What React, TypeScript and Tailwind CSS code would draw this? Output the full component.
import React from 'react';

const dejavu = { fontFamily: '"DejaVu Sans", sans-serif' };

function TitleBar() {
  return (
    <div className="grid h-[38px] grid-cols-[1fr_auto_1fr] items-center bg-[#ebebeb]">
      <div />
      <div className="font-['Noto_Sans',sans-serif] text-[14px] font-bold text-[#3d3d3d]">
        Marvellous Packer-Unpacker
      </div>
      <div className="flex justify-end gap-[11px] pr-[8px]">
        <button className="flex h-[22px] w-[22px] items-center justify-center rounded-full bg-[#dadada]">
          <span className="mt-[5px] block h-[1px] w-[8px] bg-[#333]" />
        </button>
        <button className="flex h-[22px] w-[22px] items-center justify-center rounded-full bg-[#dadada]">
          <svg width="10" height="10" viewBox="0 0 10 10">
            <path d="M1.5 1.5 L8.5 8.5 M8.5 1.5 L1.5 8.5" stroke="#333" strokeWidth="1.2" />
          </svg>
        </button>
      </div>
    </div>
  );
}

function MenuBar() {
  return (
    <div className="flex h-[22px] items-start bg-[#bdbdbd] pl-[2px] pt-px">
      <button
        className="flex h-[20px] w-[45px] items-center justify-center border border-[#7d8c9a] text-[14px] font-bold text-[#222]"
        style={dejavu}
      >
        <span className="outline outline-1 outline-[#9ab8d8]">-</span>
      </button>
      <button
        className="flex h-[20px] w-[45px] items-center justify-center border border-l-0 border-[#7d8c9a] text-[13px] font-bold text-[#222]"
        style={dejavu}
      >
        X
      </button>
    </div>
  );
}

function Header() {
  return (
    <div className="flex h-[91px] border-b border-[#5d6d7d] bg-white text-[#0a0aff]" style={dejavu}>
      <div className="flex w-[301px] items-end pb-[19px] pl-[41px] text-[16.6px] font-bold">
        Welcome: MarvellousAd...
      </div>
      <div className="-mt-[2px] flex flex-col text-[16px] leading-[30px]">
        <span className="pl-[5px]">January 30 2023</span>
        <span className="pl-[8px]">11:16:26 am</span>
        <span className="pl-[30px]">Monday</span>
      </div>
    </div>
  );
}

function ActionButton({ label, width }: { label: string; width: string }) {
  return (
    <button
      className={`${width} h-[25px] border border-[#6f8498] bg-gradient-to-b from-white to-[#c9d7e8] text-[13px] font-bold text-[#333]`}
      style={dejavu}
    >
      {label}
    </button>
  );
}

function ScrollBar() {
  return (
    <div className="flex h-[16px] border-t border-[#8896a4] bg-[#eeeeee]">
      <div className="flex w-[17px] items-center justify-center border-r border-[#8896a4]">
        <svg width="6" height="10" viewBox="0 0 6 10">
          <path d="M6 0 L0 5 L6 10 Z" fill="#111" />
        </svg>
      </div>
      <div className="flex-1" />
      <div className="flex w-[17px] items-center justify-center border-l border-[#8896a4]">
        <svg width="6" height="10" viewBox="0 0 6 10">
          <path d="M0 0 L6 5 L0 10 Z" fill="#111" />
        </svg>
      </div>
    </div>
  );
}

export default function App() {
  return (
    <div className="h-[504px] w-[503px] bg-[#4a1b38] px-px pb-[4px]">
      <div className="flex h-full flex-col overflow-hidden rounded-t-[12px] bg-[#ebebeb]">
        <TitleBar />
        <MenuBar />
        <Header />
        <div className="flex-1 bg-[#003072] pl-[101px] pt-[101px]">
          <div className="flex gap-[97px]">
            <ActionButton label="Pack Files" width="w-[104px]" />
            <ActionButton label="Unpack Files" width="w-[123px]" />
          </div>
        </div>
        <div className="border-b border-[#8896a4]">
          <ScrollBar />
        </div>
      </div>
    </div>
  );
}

Stated problem: Extract the listing in its entirety, matching it exactly.

Written answer:
What React, TypeScript and Tailwind CSS code would draw this? Output the full component.
import React from 'react';

const dejavu = { fontFamily: '"DejaVu Sans", sans-serif' };

function TitleBar() {
  return (
    <div className="grid h-[38px] grid-cols-[1fr_auto_1fr] items-center bg-[#ebebeb]">
      <div />
      <div className="font-['Noto_Sans',sans-serif] text-[14px] font-bold text-[#3d3d3d]">
        Marvellous Packer-Unpacker
      </div>
      <div className="flex justify-end gap-[11px] pr-[8px]">
        <button className="flex h-[22px] w-[22px] items-center justify-center rounded-full bg-[#dadada]">
          <span className="mt-[5px] block h-[1px] w-[8px] bg-[#333]" />
        </button>
        <button className="flex h-[22px] w-[22px] items-center justify-center rounded-full bg-[#dadada]">
          <svg width="10" height="10" viewBox="0 0 10 10">
            <path d="M1.5 1.5 L8.5 8.5 M8.5 1.5 L1.5 8.5" stroke="#333" strokeWidth="1.2" />
          </svg>
        </button>
      </div>
    </div>
  );
}

function MenuBar() {
  return (
    <div className="flex h-[22px] items-start bg-[#bdbdbd] pl-[2px] pt-px">
      <button
        className="flex h-[20px] w-[45px] items-center justify-center border border-[#7d8c9a] text-[14px] font-bold text-[#222]"
        style={dejavu}
      >
        <span className="outline outline-1 outline-[#9ab8d8]">-</span>
      </button>
      <button
        className="flex h-[20px] w-[45px] items-center justify-center border border-l-0 border-[#7d8c9a] text-[13px] font-bold text-[#222]"
        style={dejavu}
      >
        X
      </button>
    </div>
  );
}

function Header() {
  return (
    <div className="flex h-[91px] border-b border-[#5d6d7d] bg-white text-[#0a0aff]" style={dejavu}>
      <div className="flex w-[301px] items-end pb-[19px] pl-[41px] text-[16.6px] font-bold">
        Welcome: MarvellousAd...
      </div>
      <div className="-mt-[2px] flex flex-col text-[16px] leading-[30px]">
        <span className="pl-[5px]">January 30 2023</span>
        <span className="pl-[8px]">11:16:26 am</span>
        <span className="pl-[30px]">Monday</span>
      </div>
    </div>
  );
}

function ActionButton({ label, width }: { label: string; width: string }) {
  return (
    <button
      className={`${width} h-[25px] border border-[#6f8498] bg-gradient-to-b from-white to-[#c9d7e8] text-[13px] font-bold text-[#333]`}
      style={dejavu}
    >
      {label}
    </button>
  );
}

function ScrollBar() {
  return (
    <div className="flex h-[16px] border-t border-[#8896a4] bg-[#eeeeee]">
      <div className="flex w-[17px] items-center justify-center border-r border-[#8896a4]">
        <svg width="6" height="10" viewBox="0 0 6 10">
          <path d="M6 0 L0 5 L6 10 Z" fill="#111" />
        </svg>
      </div>
      <div className="flex-1" />
      <div className="flex w-[17px] items-center justify-center border-l border-[#8896a4]">
        <svg width="6" height="10" viewBox="0 0 6 10">
          <path d="M0 0 L6 5 L0 10 Z" fill="#111" />
        </svg>
      </div>
    </div>
  );
}

export default function App() {
  return (
    <div className="h-[504px] w-[503px] bg-[#4a1b38] px-px pb-[4px]">
      <div className="flex h-full flex-col overflow-hidden rounded-t-[12px] bg-[#ebebeb]">
        <TitleBar />
        <MenuBar />
        <Header />
        <div className="flex-1 bg-[#003072] pl-[101px] pt-[101px]">
          <div className="flex gap-[97px]">
            <ActionButton label="Pack Files" width="w-[104px]" />
            <ActionButton label="Unpack Files" width="w-[123px]" />
          </div>
        </div>
        <div className="border-b border-[#8896a4]">
          <ScrollBar />
        </div>
      </div>
    </div>
  );
}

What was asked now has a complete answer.